Search the listing for the string "React" and copy every line that contains it.

SUPPLIED MATERIAL:
◆ ◆ ◆ ◆ ◆
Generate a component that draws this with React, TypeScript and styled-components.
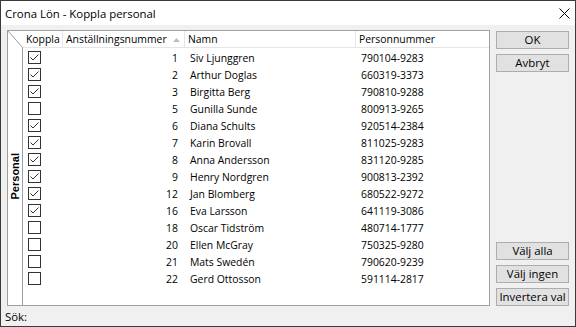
import React from 'react';
import styled, { createGlobalStyle } from 'styled-components';

type Person = {
	selected: boolean;
	nr: number;
	name: string;
	pnr: string;
};

const people: Person[] = [
	{ selected: true, nr: 1, name: 'Siv Ljunggren', pnr: '790104-9283' },
	{ selected: true, nr: 2, name: 'Arthur Doglas', pnr: '660319-3373' },
	{ selected: true, nr: 3, name: 'Birgitta Berg', pnr: '790810-9288' },
	{ selected: false, nr: 5, name: 'Gunilla Sunde', pnr: '800913-9265' },
	{ selected: true, nr: 6, name: 'Diana Schults', pnr: '920514-2384' },
	{ selected: true, nr: 7, name: 'Karin Brovall', pnr: '811025-9283' },
	{ selected: true, nr: 8, name: 'Anna Andersson', pnr: '831120-9285' },
	{ selected: true, nr: 9, name: 'Henry Nordgren', pnr: '900813-2392' },
	{ selected: true, nr: 12, name: 'Jan Blomberg', pnr: '680522-9272' },
	{ selected: true, nr: 16, name: 'Eva Larsson', pnr: '641119-3086' },
	{ selected: false, nr: 18, name: 'Oscar Tidström', pnr: '480714-1777' },
	{ selected: false, nr: 20, name: 'Ellen McGray', pnr: '750325-9280' },
	{ selected: false, nr: 21, name: 'Mats Swedén', pnr: '790620-9239' },
	{ selected: false, nr: 22, name: 'Gerd Ottosson', pnr: '591114-2817' },
];

const GlobalStyle = createGlobalStyle`
	html, body {
		margin: 0;
		padding: 0;
		background: #f0f0f0;
	}
	* {
		box-sizing: border-box;
	}
`;

const Checkbox = ({ checked }: { checked: boolean }) => (
	<svg width="13" height="13" viewBox="0 0 13 13">
		<rect x="0.5" y="0.5" width="12" height="12" fill="#fff" stroke="#333" />
		{checked && (
			<path d="M2.5 6.5 L5 9 L10.5 3.5" fill="none" stroke="#333" strokeWidth="1" />
		)}
	</svg>
);

const App = () => {
	return (
		<>
			<GlobalStyle />
			<Window>
				<TitleBar>
					<Title>Crona Lön - Koppla personal</Title>
					<CloseIcon width="11" height="11" viewBox="0 0 11 11">
						<path d="M0.5 0.5 L10.5 10.5 M10.5 0.5 L0.5 10.5" stroke="#000" strokeWidth="1" />
					</CloseIcon>
				</TitleBar>
				<Body>
					<GridFrame>
						<HeaderRow>
							<Corner>
								<svg width="15" height="17" viewBox="0 0 15 17">
									<path d="M0 0 L15 17" stroke="#a0a0a0" strokeWidth="1" />
								</svg>
							</Corner>
							<HeaderCell $width={40}>Koppla</HeaderCell>
							<HeaderCell $width={122}>
								Anställningsnummer
								<SortArrow width="7" height="4" viewBox="0 0 7 4">
									<path d="M0 4 L3.5 0 L7 4 Z" fill="#bcbcbc" />
								</SortArrow>
							</HeaderCell>
							<HeaderCell $width={171}>Namn</HeaderCell>
							<HeaderCell $last>Personnummer</HeaderCell>
						</HeaderRow>
						<GridBody>
							<SideLabel>
								<SideText>Personal</SideText>
							</SideLabel>
							<Rows>
								{people.map((p) => (
									<Row key={p.nr}>
										<CheckCell>
											<Checkbox checked={p.selected} />
										</CheckCell>
										<NumberCell>{p.nr}</NumberCell>
										<TextCell $width={171}>{p.name}</TextCell>
										<TextCell>{p.pnr}</TextCell>
									</Row>
								))}
							</Rows>
						</GridBody>
					</GridFrame>
					<ButtonColumn>
						<ButtonGroup>
							<Button>OK</Button>
							<Button>Avbryt</Button>
						</ButtonGroup>
						<ButtonGroup>
							<Button>Välj alla</Button>
							<Button>Välj ingen</Button>
							<Button>Invertera val</Button>
						</ButtonGroup>
					</ButtonColumn>
				</Body>
				<StatusBar>Sök:</StatusBar>
			</Window>
		</>
	);
};

export default App;

const Window = styled.div`
	width: 576px;
	height: 327px;
	border: 1px solid #3a3a3a;
	background: #f0f0f0;
	display: flex;
	flex-direction: column;
	font-family: 'Open Sans', 'Noto Sans', sans-serif;
	color: #000;
`;

const TitleBar = styled.div`
	height: 24px;
	background: #fff;
	display: flex;
	align-items: center;
	justify-content: space-between;
	padding: 0 5px 0 4px;
	flex-shrink: 0;
`;

const Title = styled.span`
	font-size: 11.4px;
`;

const CloseIcon = styled.svg`
	margin-right: 0;
`;

const Body = styled.div`
	display: flex;
	padding: 5px 5px 0 6px;
	flex: 1;
	min-height: 0;
`;

const GridFrame = styled.div`
	width: 483px;
	border: 1px solid #a0a0a0;
	background: #fff;
	display: flex;
	flex-direction: column;
`;

const HeaderRow = styled.div`
	display: flex;
	height: 17px;
	flex-shrink: 0;
	font-size: 10.4px;
`;

const Corner = styled.div`
	width: 15px;
	height: 17px;
	line-height: 0;
`;

const HeaderCell = styled.div<{ $width?: number; $last?: boolean }>`
	${({ $width }) => ($width ? `width: ${$width}px;` : 'flex: 1;')}
	border-right: ${({ $last }) => ($last ? 'none' : '1px solid #e5e5e5')};
	border-bottom: 1px solid #e5e5e5;
	padding-left: 3px;
	display: flex;
	align-items: center;
	position: relative;
	white-space: nowrap;
`;

const SortArrow = styled.svg`
	position: absolute;
	right: 4px;
	top: 7px;
`;

const GridBody = styled.div`
	display: flex;
	flex: 1;
`;

const SideLabel = styled.div`
	width: 15px;
	border-right: 1px solid #a0a0a0;
	display: flex;
	align-items: center;
	justify-content: center;
`;

const SideText = styled.span`
	writing-mode: vertical-rl;
	transform: rotate(180deg);
	font-family: 'Liberation Sans', Arial, sans-serif;
	font-weight: bold;
	font-size: 11px;
`;

const Rows = styled.div`
	flex: 1;
	padding-top: 1px;
	font-size: 10.4px;
`;

const Row = styled.div`
	display: flex;
	height: 17px;
	align-items: center;
`;

const CheckCell = styled.div`
	width: 40px;
	padding-left: 5px;
	display: flex;
	align-items: center;
`;

const NumberCell = styled.div`
	width: 122px;
	text-align: right;
	padding-right: 7px;
`;

const TextCell = styled.div<{ $width?: number }>`
	${({ $width }) => ($width ? `width: ${$width}px;` : 'flex: 1;')}
	padding-left: 5px;
	white-space: nowrap;
`;

const ButtonColumn = styled.div`
	display: flex;
	flex-direction: column;
	justify-content: space-between;
	margin-left: 6px;
	padding: 1px 0 0;
	width: 73px;
`;

const ButtonGroup = styled.div`
	display: flex;
	flex-direction: column;
	gap: 5px;
`;

const Button = styled.button`
	height: 18px;
	width: 73px;
	padding: 0;
	background: #e1e1e1;
	border: 1px solid #adadad;
	font-family: 'Open Sans', 'Noto Sans', sans-serif;
	font-size: 11.4px;
	color: #000;
	line-height: 14px;
`;

const StatusBar = styled.div`
	height: 20px;
	flex-shrink: 0;
	display: flex;
	align-items: center;
	padding-left: 4px;
	font-size: 11.4px;
`;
◆ ◆ ◆ ◆ ◆
THE REPLY:
Generate a component that draws this with React, TypeScript and styled-components.
import React from 'react';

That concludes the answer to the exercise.